======== Dataset extract ========

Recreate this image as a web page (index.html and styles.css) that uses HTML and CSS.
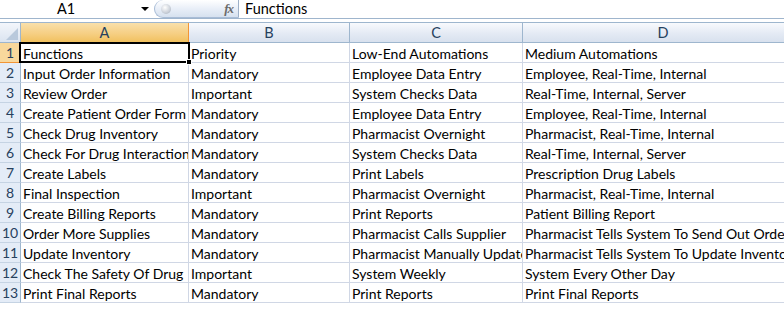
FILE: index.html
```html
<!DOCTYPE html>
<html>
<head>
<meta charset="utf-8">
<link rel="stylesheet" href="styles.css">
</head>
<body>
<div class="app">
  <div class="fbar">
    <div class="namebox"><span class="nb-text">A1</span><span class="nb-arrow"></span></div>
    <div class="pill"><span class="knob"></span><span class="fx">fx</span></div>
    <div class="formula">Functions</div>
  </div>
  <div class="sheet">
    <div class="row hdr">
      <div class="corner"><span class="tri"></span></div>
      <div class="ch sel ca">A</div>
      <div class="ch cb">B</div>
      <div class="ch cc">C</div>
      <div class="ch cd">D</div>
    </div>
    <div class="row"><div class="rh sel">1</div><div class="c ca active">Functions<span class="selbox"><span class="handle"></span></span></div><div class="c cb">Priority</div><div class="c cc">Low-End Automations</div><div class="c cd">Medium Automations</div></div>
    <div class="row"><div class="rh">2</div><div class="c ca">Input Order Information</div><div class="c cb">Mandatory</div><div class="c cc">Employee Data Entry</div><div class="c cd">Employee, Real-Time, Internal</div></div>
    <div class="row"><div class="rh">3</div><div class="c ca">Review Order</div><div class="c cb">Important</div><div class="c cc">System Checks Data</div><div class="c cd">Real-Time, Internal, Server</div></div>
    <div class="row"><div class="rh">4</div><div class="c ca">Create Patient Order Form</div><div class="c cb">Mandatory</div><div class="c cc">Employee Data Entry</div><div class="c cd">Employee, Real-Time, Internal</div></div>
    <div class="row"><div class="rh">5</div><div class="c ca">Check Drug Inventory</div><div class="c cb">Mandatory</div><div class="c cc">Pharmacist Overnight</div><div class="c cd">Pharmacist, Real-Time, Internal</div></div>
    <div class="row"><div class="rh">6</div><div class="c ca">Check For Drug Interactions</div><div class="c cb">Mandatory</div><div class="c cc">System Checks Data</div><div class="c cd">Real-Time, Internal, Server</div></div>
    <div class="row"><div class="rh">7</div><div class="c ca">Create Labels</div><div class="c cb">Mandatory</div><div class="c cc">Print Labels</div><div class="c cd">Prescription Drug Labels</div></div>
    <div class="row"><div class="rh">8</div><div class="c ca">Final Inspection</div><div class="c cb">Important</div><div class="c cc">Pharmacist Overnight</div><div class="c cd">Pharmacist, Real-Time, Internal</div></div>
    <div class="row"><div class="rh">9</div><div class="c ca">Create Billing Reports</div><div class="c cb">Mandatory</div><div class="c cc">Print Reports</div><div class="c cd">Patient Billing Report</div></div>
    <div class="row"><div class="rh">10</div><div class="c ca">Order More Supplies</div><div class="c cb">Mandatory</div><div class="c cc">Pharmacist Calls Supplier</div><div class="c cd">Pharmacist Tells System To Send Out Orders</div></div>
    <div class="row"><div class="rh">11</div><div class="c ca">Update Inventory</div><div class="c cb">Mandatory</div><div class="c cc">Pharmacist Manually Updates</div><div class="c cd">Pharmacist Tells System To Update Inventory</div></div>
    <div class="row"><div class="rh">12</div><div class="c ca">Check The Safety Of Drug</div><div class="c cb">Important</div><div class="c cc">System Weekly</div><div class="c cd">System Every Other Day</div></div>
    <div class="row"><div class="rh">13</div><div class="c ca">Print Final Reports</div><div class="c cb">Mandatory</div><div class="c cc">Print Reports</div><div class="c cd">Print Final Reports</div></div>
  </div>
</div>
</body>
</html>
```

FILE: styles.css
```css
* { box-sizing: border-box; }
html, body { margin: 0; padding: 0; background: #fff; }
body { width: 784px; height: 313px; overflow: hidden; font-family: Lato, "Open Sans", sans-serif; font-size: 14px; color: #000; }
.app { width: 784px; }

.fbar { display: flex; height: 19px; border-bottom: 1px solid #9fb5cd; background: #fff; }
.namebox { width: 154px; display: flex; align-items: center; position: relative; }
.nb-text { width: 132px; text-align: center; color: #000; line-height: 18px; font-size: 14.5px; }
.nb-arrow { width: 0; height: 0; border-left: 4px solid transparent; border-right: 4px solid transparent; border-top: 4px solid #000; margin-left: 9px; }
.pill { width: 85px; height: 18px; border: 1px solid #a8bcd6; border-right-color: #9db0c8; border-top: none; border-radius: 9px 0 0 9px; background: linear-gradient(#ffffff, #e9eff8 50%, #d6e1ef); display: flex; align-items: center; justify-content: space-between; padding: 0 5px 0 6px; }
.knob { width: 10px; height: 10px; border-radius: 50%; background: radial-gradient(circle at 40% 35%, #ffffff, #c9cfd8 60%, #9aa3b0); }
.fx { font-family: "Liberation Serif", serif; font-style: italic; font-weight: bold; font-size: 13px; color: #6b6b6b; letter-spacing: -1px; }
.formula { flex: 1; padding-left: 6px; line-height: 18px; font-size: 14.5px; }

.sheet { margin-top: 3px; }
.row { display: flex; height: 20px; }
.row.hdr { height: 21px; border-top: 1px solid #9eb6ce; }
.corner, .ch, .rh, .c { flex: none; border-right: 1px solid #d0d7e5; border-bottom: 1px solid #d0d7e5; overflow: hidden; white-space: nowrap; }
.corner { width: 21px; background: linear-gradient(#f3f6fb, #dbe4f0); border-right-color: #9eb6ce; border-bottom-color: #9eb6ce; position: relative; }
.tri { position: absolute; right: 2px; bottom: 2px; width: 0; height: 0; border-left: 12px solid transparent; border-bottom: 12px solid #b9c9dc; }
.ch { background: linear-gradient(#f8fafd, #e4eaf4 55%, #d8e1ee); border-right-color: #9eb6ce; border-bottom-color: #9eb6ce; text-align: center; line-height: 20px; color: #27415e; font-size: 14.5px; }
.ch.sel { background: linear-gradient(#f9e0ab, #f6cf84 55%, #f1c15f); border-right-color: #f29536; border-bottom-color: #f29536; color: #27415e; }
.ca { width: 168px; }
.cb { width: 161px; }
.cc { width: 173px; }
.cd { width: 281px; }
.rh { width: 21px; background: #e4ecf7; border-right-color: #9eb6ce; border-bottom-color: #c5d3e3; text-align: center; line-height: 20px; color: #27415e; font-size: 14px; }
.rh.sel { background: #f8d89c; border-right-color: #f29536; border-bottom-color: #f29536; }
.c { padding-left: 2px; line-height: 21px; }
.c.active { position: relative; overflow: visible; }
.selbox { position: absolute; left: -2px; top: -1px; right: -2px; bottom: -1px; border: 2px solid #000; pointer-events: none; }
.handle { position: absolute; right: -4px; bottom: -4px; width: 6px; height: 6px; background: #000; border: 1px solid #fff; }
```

========
======== Dataset extract ========

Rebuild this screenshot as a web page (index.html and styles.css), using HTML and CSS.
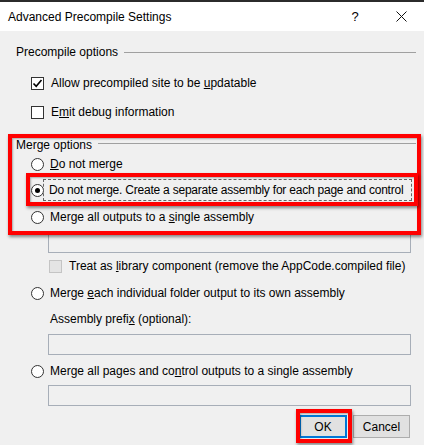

========

Written instruction
Copy out each line of the data where the string "this" appears.

Task result
Recreate this image as a web page (index.html and styles.css) that uses HTML and CSS.
Rebuild this screenshot as a web page (index.html and styles.css), using HTML and CSS.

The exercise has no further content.